Develop and build carbon-capture systems that suck CO2 out of the atmosphere.
Develop and produce new zero-energy building materials and industrial processes.
Implement an Employee Stock Ownership Plan (ESOP) which will give employees a governing majority stake in the corporation.
A Final Question to be Considered:
Is the author of this Substack crazy?
How is it possible for an architect (motivated fifteen years ago to discover and understand how the 2008 subprime mortgage/financial crisis derailed his highest aspirations)—how is it possible that what he has outlined here describes a viable reality the world could actually follow to solve its biggest dilemma?
If what has been outlined in Scenario B is truly a viable option, why haven’t the thousands of scholars, policymakers, and economists attending the climate-change summits in Kyoto, Paris, and Barcelona said so? Why has the Managing Director of the International Monetary Fund NOT given a speech outlining the possibilities? Why hasn’t the Intergovernmental Panel on Climate Change calculated and called for the strategy to be implemented in its reports?
I don’t really have an answer. The only one I can even think of is that humans have not evolved beyond the Monkey nearly as far as we like to imagine.

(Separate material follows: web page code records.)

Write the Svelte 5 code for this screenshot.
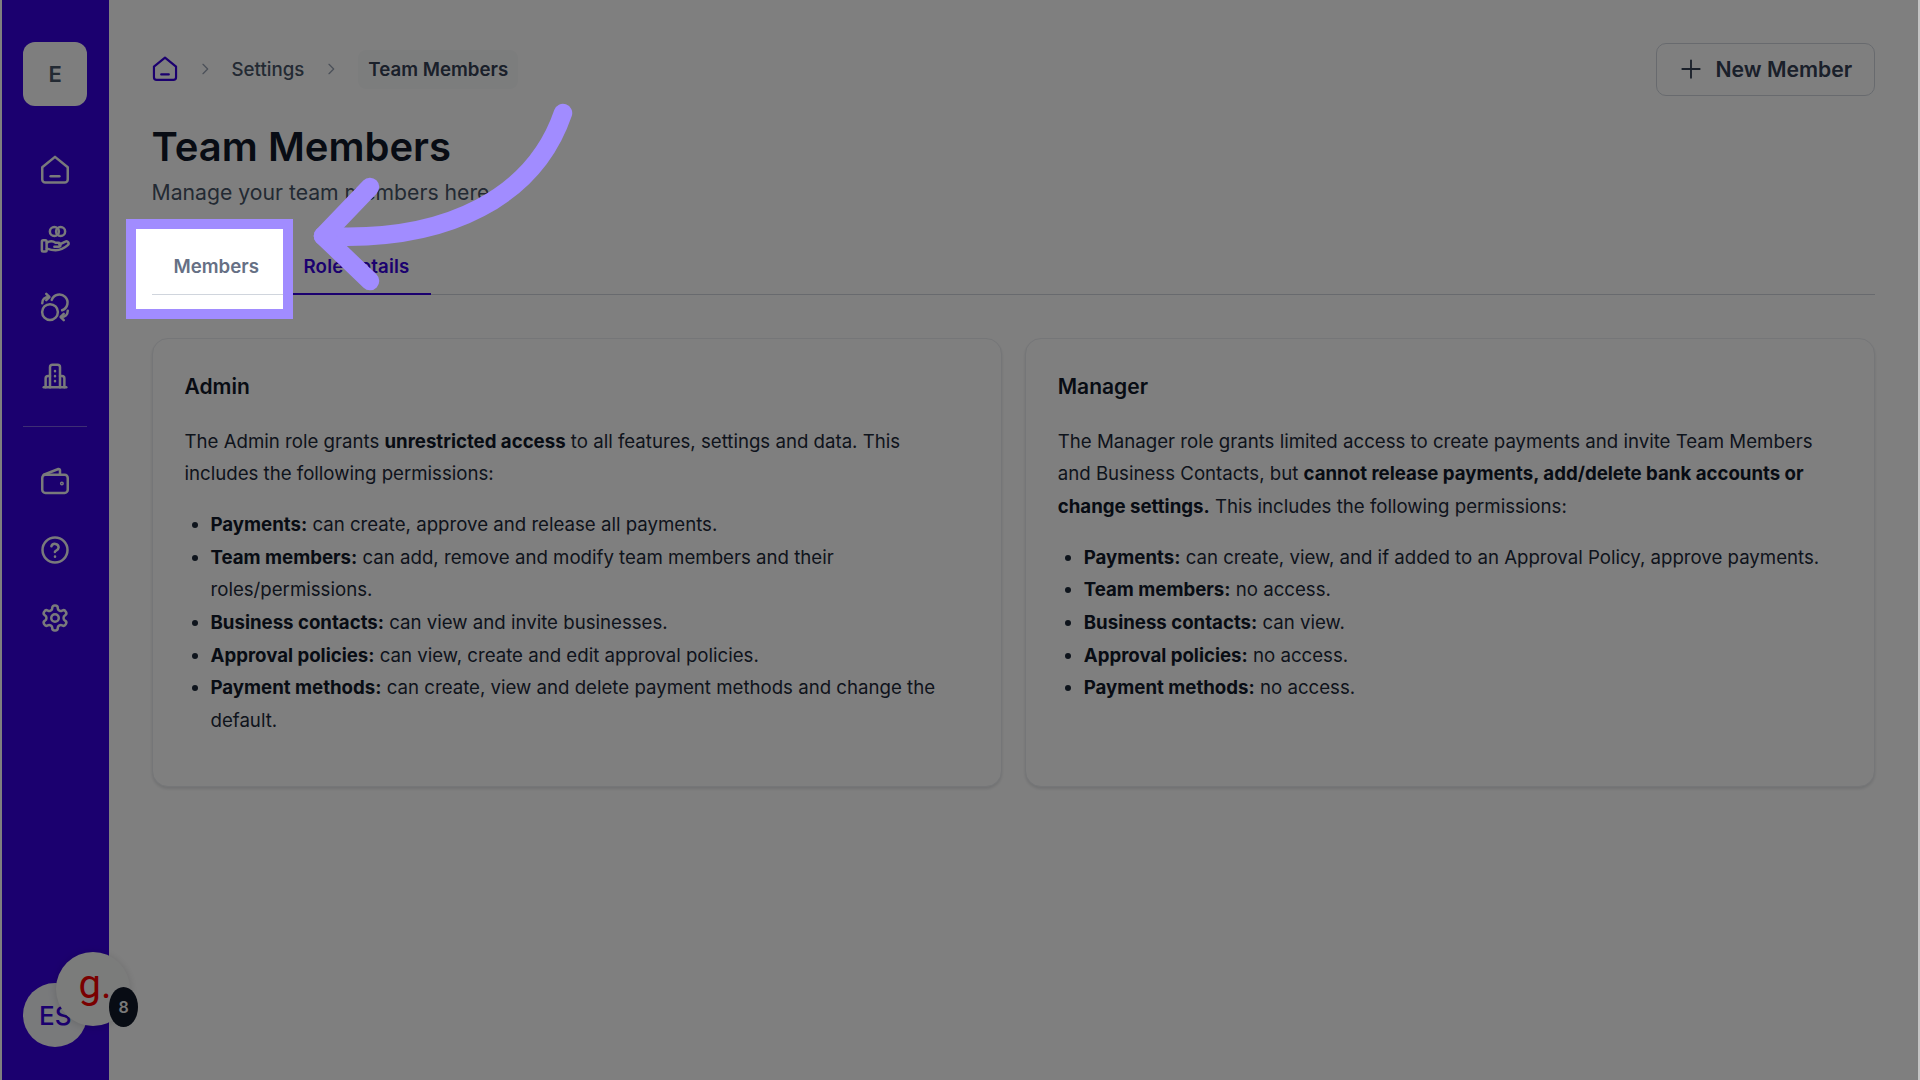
<script lang="ts">
  const adminPerms = [
    { k: 'Payments:', v: 'can create, approve and release all payments.' },
    { k: 'Team members:', v: 'can add, remove and modify team members and their roles/permissions.' },
    { k: 'Business contacts:', v: 'can view and invite businesses.' },
    { k: 'Approval policies:', v: 'can view, create and edit approval policies.' },
    { k: 'Payment methods:', v: 'can create, view and delete payment methods and change the default.' },
  ];
  const managerPerms = [
    { k: 'Payments:', v: 'can create, view, and if added to an Approval Policy, approve payments.' },
    { k: 'Team members:', v: 'no access.' },
    { k: 'Business contacts:', v: 'can view.' },
    { k: 'Approval policies:', v: 'no access.' },
    { k: 'Payment methods:', v: 'no access.' },
  ];
  const house = 'M1.800 9.800 12 1.500l10.200 8.300V19.500a2.500 2.500 0 0 1-2.500 2.500H4.300a2.500 2.500 0 0 1-2.500-2.500z';
  const gear = 'M12.22 2h-.44a2 2 0 0 0-2 2v.18a2 2 0 0 1-1 1.73l-.43.25a2 2 0 0 1-2 0l-.15-.08a2 2 0 0 0-2.73.73l-.22.38a2 2 0 0 0 .73 2.73l.15.1a2 2 0 0 1 1 1.72v.51a2 2 0 0 1-1 1.74l-.15.09a2 2 0 0 0-.73 2.73l.22.38a2 2 0 0 0 2.73.73l.15-.08a2 2 0 0 1 2 0l.43.25a2 2 0 0 1 1 1.73V20a2 2 0 0 0 2 2h.44a2 2 0 0 0 2-2v-.18a2 2 0 0 1 1-1.73l.43-.25a2 2 0 0 1 2 0l.15.08a2 2 0 0 0 2.73-.73l.22-.39a2 2 0 0 0-.73-2.73l-.15-.08a2 2 0 0 1-1-1.74v-.5a2 2 0 0 1 1-1.74l.15-.09a2 2 0 0 0 .73-2.73l-.22-.38a2 2 0 0 0-2.73-.73l-.15.08a2 2 0 0 1-2 0l-.43-.25a2 2 0 0 1-1-1.73V4a2 2 0 0 0-2-2z';
</script>

<div class="app">
  <aside class="side">
    <div class="org">E</div>
    <nav class="nav first">
      <svg viewBox="0 0 24 24"><path d={house} /><path d="M8.500 17h7" /></svg>
      <svg viewBox="0 0 24 24"><circle cx="11.500" cy="6" r="3.600" /><circle cx="16.500" cy="6" r="3.600" /><rect x="1.500" y="13" width="3.800" height="9" rx="1" /><path d="M5.500 15c2.500-1.800 4.500-1.800 7 0h2.300a1.600 1.600 0 0 1 0 3.200h-3.300" /><path d="m15.500 16.500 4.800-2.400a1.700 1.700 0 0 1 1.900 2.800C19 19.800 16 21 12.500 21c-2.500 0-4.700-.5-7-1.300" /></svg>
      <svg viewBox="0 0 24 24"><circle cx="8" cy="16" r="6.300" /><path d="M9.400 6.300A6.500 6.500 0 1 1 17.700 14.600" /><path d="M1.800 9c0-3 2-5 5.200-5" /><path d="M5 1.500 7.500 4 5 6.500" /><path d="M22.200 15c0 3-2 5-5.200 5" /><path d="M19 22.500 16.500 20l2.500-2.500" /></svg>
      <svg viewBox="0 0 24 24"><path d="M3 21h18" /><path d="M8 21V5a2 2 0 0 1 2-2h4a2 2 0 0 1 2 2v16" /><path d="M4.500 21v-7a2 2 0 0 1 2-2H8" /><path d="M19.500 21v-7a2 2 0 0 0-2-2H16" /><path d="M12 8v.1M12 12v.1M12 16v.1" /></svg>
    </nav>
    <div class="rule"></div>
    <nav class="nav">
      <svg viewBox="0 0 24 24"><path d="M16 7V3.400a1 1 0 0 0-1.300-1L3 7" /><rect x="1.800" y="7" width="20.400" height="14.500" rx="2.500" /><circle cx="17.500" cy="14" r=".6" /></svg>
      <svg viewBox="0 0 24 24"><circle cx="12" cy="12" r="10" /><path d="M9.100 9a3 3 0 0 1 5.800 1c0 2-3 2.800-3 3.500" /><path d="M12 17.200v.1" /></svg>
      <svg viewBox="0 0 24 24"><path d={gear} /><circle cx="12" cy="12" r="3" /></svg>
    </nav>
    <div class="people">
      <div class="me">ES</div>
    </div>
  </aside>

  <main class="main">
    <header class="top">
      <div class="crumbs">
        <svg class="crumb-home" viewBox="0 0 24 24"><path d={house} /><path d="M8.500 17h7" /></svg>
        <svg class="chev" viewBox="0 0 24 24"><path d="m9 5 7 7-7 7" /></svg>
        <span class="crumb">Settings</span>
        <svg class="chev" viewBox="0 0 24 24"><path d="m9 5 7 7-7 7" /></svg>
        <span class="crumb current">Team Members</span>
      </div>
      <button class="new">
        <svg viewBox="0 0 24 24"><path d="M12 2.500v19M2.500 12h19" /></svg>
        New Member
      </button>
    </header>

    <h1>Team Members</h1>
    <p class="sub">Manage your team members here</p>

    <div class="tabs">
      <div class="tab spot">Members</div>
      <div class="tab active">Role details</div>
    </div>

    <div class="cards">
      <section class="card">
        <h2>Admin</h2>
        <p>The Admin role grants <b>unrestricted access</b> to all features, settings and data. This includes the following permissions:</p>
        <ul>
          {#each adminPerms as p}
            <li><b>{p.k}</b> {p.v}</li>
          {/each}
        </ul>
      </section>
      <section class="card">
        <h2>Manager</h2>
        <p>The Manager role grants limited access to create payments and invite Team Members and Business Contacts, but <b>cannot release payments, add/delete bank accounts or change settings.</b> This includes the following permissions:</p>
        <ul>
          {#each managerPerms as p}
            <li><b>{p.k}</b> {p.v}</li>
          {/each}
        </ul>
      </section>
    </div>
  </main>

  <div class="guide">
    <span class="g">g.</span>
    <span class="count">8</span>
  </div>

  <div class="dim"></div>
  <div class="edge"></div>

  <svg class="arrow" viewBox="0 0 1920 1080">
    <path d="M563 113C535 195 450 243 323 236" />
    <path d="M370 187 323 236 370 281" />
  </svg>
</div>

<style>
  :global(body) {
    margin: 0;
    font-family: Inter, "Noto Sans", sans-serif;
    background: #fff;
  }
  .app {
    position: relative;
    display: flex;
    height: 100vh;
    overflow: hidden;
    padding-left: 2px;
    box-sizing: border-box;
    color: #101828;
  }

  .side {
    width: 107px;
    flex: none;
    box-sizing: border-box;
    padding: 42px 0.500px 0 0;
    background: #3700de;
    display: flex;
    flex-direction: column;
    align-items: center;
  }
  .org {
    width: 64px;
    height: 64px;
    border-radius: 12px;
    background: #fcfcfd;
    color: #475467;
    font-size: 22px;
    font-weight: 600;
    display: flex;
    align-items: center;
    justify-content: center;
  }
  .nav {
    display: flex;
    flex-direction: column;
    gap: 38.700px;
  }
  .nav.first { margin-top: 49px; }
  .nav svg {
    display: block;
    width: 30px;
    height: 30px;
    fill: none;
    stroke: #f2f4f7;
    stroke-width: 2;
    stroke-linecap: round;
    stroke-linejoin: round;
  }
  .rule {
    width: 64px;
    height: 1px;
    background: #7d5ce8;
    margin: 35px 0 39px;
  }
  .people {
    margin-top: auto;
    padding-bottom: 33px;
  }
  .me {
    width: 64px;
    height: 64px;
    border-radius: 50%;
    background: #f2f4f7;
    color: #3700de;
    font-size: 26px;
    font-weight: 500;
    display: flex;
    align-items: center;
    justify-content: center;
  }

  .main {
    flex: 1;
    min-width: 0;
    box-sizing: border-box;
    padding: 43px 45px 0 42.500px;
  }
  .top {
    display: flex;
    justify-content: space-between;
    align-items: center;
    height: 52px;
  }
  .crumbs {
    display: flex;
    align-items: center;
    font-size: 18.700px;
    font-weight: 500;
    color: #475467;
  }
  .crumb-home {
    width: 26px;
    height: 26px;
    fill: none;
    stroke: #3700de;
    stroke-width: 2;
    stroke-linecap: round;
    stroke-linejoin: round;
  }
  .chev {
    width: 16px;
    height: 16px;
    margin: 0 19px;
    fill: none;
    stroke: #98a2b3;
    stroke-width: 2;
    stroke-linecap: round;
    stroke-linejoin: round;
  }
  .crumb.current {
    padding: 8px 10px;
    border-radius: 8px;
    background: #f9fafb;
    color: #344054;
    font-weight: 600;
  }
  .new {
    display: flex;
    align-items: center;
    gap: 14px;
    width: 219.500px;
    height: 53px;
    box-sizing: border-box;
    padding: 0 0 0 23px;
    background: #fff;
    border: 1px solid #d0d5dd;
    border-radius: 10px;
    color: #344054;
    font: 600 21.200px Inter, sans-serif;
  }
  .new svg {
    width: 22px;
    height: 22px;
    fill: none;
    stroke: #344054;
    stroke-width: 2;
    stroke-linecap: round;
  }

  h1 {
    margin: 25px 0 0;
    font-size: 40px;
    line-height: 54px;
    font-weight: 600;
    color: #101828;
  }
  .sub {
    margin: 3px 0 0;
    font-size: 21.200px;
    line-height: 30px;
    color: #475467;
  }

  .tabs {
    display: flex;
    margin-top: 30px;
    border-bottom: 1px solid #d0d5dd;
    height: 57px;
    box-sizing: content-box;
  }
  .tab {
    padding: 0 22px;
    font-size: 18.700px;
    font-weight: 600;
    line-height: 59px;
    height: 57px;
    box-sizing: border-box;
    position: relative;
    color: #667085;
  }
  .tab.active {
    color: #3700de;
    border-bottom: 2px solid #3700de;
    height: 58px;
    letter-spacing: 0.150px;
  }
  .spot {
    z-index: 11;
    width: 130px;
    box-sizing: border-box;
  }
  .spot::before {
    content: "";
    position: absolute;
    z-index: -1;
    left: -16px;
    top: -8px;
    width: 147px;
    height: 80px;
    background: #fff;
    outline: 10px solid #a18cff;
  }
  .spot::after {
    content: "";
    position: absolute;
    left: 0;
    right: -1px;
    top: 57px;
    height: 1px;
    background: #d0d5dd;
  }

  .cards {
    display: grid;
    grid-template-columns: 1fr 1fr;
    gap: 23px;
    margin-top: 43px;
  }
  .card {
    height: 449px;
    box-sizing: border-box;
    padding: 33px 32px 0;
    background: #fff;
    border: 1px solid #eaecf0;
    border-radius: 16px;
    box-shadow: 0 2px 3px rgba(16, 24, 40, 0.12);
    font-size: 18.650px;
    line-height: 32.700px;
    color: #1d2939;
  }
  h2 {
    margin: 0 0 22.500px;
    font-size: 21px;
    line-height: 30px;
    font-weight: 600;
    color: #101828;
  }
  p { margin: 0; }
  b { font-weight: 650; color: #101828; }
  ul {
    margin: 18px 0 0;
    padding-left: 26px;
  }

  .guide {
    position: absolute;
    left: 56px;
    top: 952px;
    width: 74px;
    height: 74px;
    border-radius: 50%;
    background: #f7f8f7;
    box-shadow: 0 1px 8px rgba(0, 0, 0, 0.15);
    display: flex;
    align-items: center;
    justify-content: center;
  }
  .g {
    font-family: Roboto, sans-serif;
    font-size: 40px;
    line-height: 40px;
    margin: -9px 0 0 4px;
    color: #f50000;
  }
  .count {
    position: absolute;
    left: 53px;
    top: 35px;
    width: 29px;
    height: 40px;
    border-radius: 50%;
    background: #101828;
    color: #f2f2f2;
    font-size: 16px;
    font-weight: 600;
    display: flex;
    align-items: center;
    justify-content: center;
  }

  .dim {
    position: absolute;
    inset: 0;
    z-index: 10;
    background: rgba(0, 0, 0, 0.5);
  }
  .edge {
    position: absolute;
    top: 0;
    right: 0;
    bottom: 0;
    width: 2px;
    z-index: 11;
    background: #c4c4c4;
  }
  .arrow {
    position: absolute;
    inset: 0;
    width: 1920px;
    height: 1080px;
    z-index: 12;
    fill: none;
    stroke: #a18cff;
    stroke-width: 18.500;
    stroke-linecap: round;
    stroke-linejoin: round;
  }
</style>
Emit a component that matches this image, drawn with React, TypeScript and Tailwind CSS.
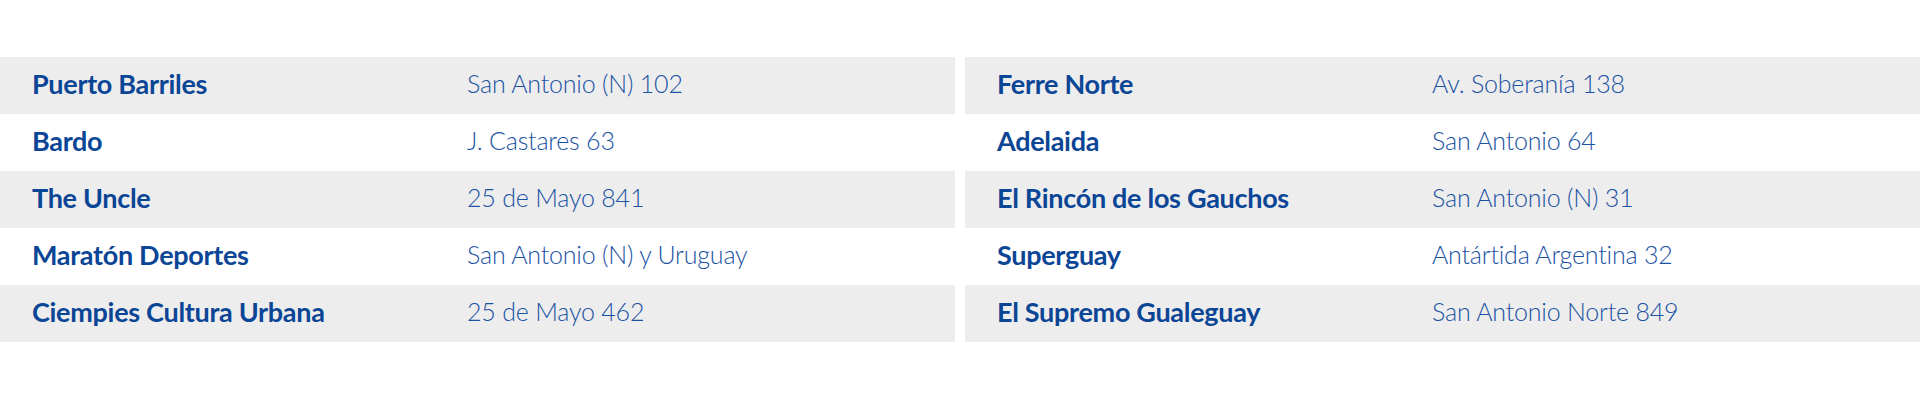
const left = [
  { name: "Puerto Barriles", address: "San Antonio (N) 102" },
  { name: "Bardo", address: "J. Castares 63" },
  { name: "The Uncle", address: "25 de Mayo 841" },
  { name: "Maratón Deportes", address: "San Antonio (N) y Uruguay" },
  { name: "Ciempies Cultura Urbana", address: "25 de Mayo 462" },
];

const right = [
  { name: "Ferre Norte", address: "Av. Soberanía 138" },
  { name: "Adelaida", address: "San Antonio 64" },
  { name: "El Rincón de los Gauchos", address: "San Antonio (N) 31" },
  { name: "Superguay", address: "Antártida Argentina 32" },
  { name: "El Supremo Gualeguay", address: "San Antonio Norte 849" },
];

type Shop = { name: string; address: string };

function ShopList({ shops }: { shops: Shop[] }) {
  return (
    <div className="flex flex-col">
      {shops.map((shop, i) => (
        <div
          key={shop.name}
          className={
            "grid grid-cols-[435px_1fr] items-center h-[57px] pl-8 pb-1 " +
            (i % 2 === 0 ? "bg-[#ededed]" : "bg-white")
          }
        >
          <div className="font-bold text-[#0b4596] text-[27px] tracking-[-0.3px] leading-none">
            {shop.name}
          </div>
          <div className="font-light text-[#1a52a3] text-[25px] tracking-[-0.2px] leading-none">
            {shop.address}
          </div>
        </div>
      ))}
    </div>
  );
}

export default function App() {
  return (
    <div
      className="w-[1920px] h-[400px] bg-white pt-[57px]"
      style={{ fontFamily: "Lato, 'Open Sans', sans-serif" }}
    >
      <div className="grid grid-cols-2 gap-x-[10px]">
        <ShopList shops={left} />
        <ShopList shops={right} />
      </div>
    </div>
  );
}
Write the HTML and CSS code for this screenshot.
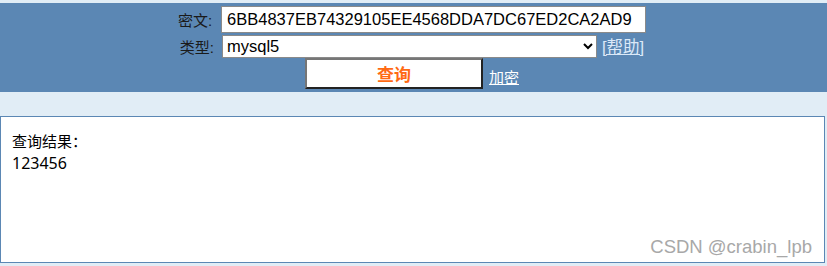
FILE: index.html
```html
<!DOCTYPE html>
<html>
<head>
<meta charset="utf-8">
<link rel="stylesheet" href="styles.css">
</head>
<body>
<div class="header">
  <div class="row">
    <span class="label">密文:</span>
    <input class="cipher" type="text" value="6BB4837EB74329105EE4568DDA7DC67ED2CA2AD9">
  </div>
  <div class="row">
    <span class="label">类型:</span>
    <select class="type"><option>mysql5</option></select>
    <a class="help" href="#">[帮助]</a>
  </div>
  <div class="row">
    <button class="query">查询</button>
    <a class="enc" href="#">加密</a>
  </div>
</div>
<div class="result">
  <div class="res-title">查询结果：</div>
  <div class="res-value">123456</div>
  <div class="watermark">CSDN @crabin_lpb</div>
</div>
</body>
</html>
```
FILE: styles.css
```css
html, body {
  margin: 0;
  padding: 0;
}
body {
  background: #e1edf6;
  font-family: "Liberation Sans", "Noto Sans CJK SC", sans-serif;
  padding-top: 3px;
  height: 266px;
  box-sizing: border-box;
}
.header {
  background: #5b87b4;
  padding: 3px 3px 3px 0;
  display: flex;
  flex-direction: column;
  align-items: center;
}
.row {
  display: flex;
  align-items: center;
  justify-content: center;
}
.label {
  font-size: 15px;
  color: #1a1a1a;
  margin-right: 9px;
}
.cipher {
  width: 425px;
  height: 27px;
  box-sizing: border-box;
  border: 1px solid #8a8a8a;
  font-family: "Liberation Sans", sans-serif;
  font-size: 16.5px;
  padding: 0 4px 0 5px;
  margin: 0;
  color: #000;
}
.row:nth-child(2) {
  margin-top: 1px;
}
.row:nth-child(2) .label {
  margin-right: 8px;
}
.type {
  width: 375px;
  height: 23px;
  box-sizing: border-box;
  border: 1px solid #8a8a8a;
  font-family: "Liberation Sans", sans-serif;
  font-size: 16.5px;
  margin: 0;
  background: #fff;
  color: #000;
}
.help {
  color: #dbe9f8;
  font-size: 16.5px;
  margin-left: 5px;
}
.query {
  width: 178px;
  height: 31px;
  box-sizing: border-box;
  background: #fff;
  border-style: solid;
  border-width: 2px;
  border-color: #767676 #222 #222 #767676;
  color: #ff6a13;
  font-weight: bold;
  font-size: 17px;
  font-family: "Liberation Sans", "Noto Sans CJK SC", sans-serif;
  margin: 0;
  padding: 0;
}
.enc {
  color: #fff;
  font-size: 15px;
  margin-left: 6px;
  margin-top: 6px;
}
.result {
  position: relative;
  margin-top: 24px;
  width: 825px;
  height: 147px;
  box-sizing: border-box;
  background: #fff;
  border: 1px solid #5b87b4;
  padding: 13px 11px;
  font-family: "Noto Sans", "Noto Sans CJK SC", sans-serif;
  font-size: 15px;
  line-height: 22px;
  color: #000;
}
.res-value {
  font-size: 16px;
}
.watermark {
  position: absolute;
  right: 12px;
  bottom: 4px;
  font-family: "Liberation Sans", sans-serif;
  font-size: 18.5px;
  color: #a8a8a8;
}
```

After all that gloom, you still have a sense of humor, John. But it also represents an all too common theme right now: “the people” have solutions but those in power just don’t want them. Still, we persist.
Love this assessment, though I don't think many of the monkeys in government are going to be letting that morsel go anytime soon! That said, I do think there are other paths that will allow us to achieve some of the things you're pointing to. Working on one now! Anyway, really appreciate your take on this.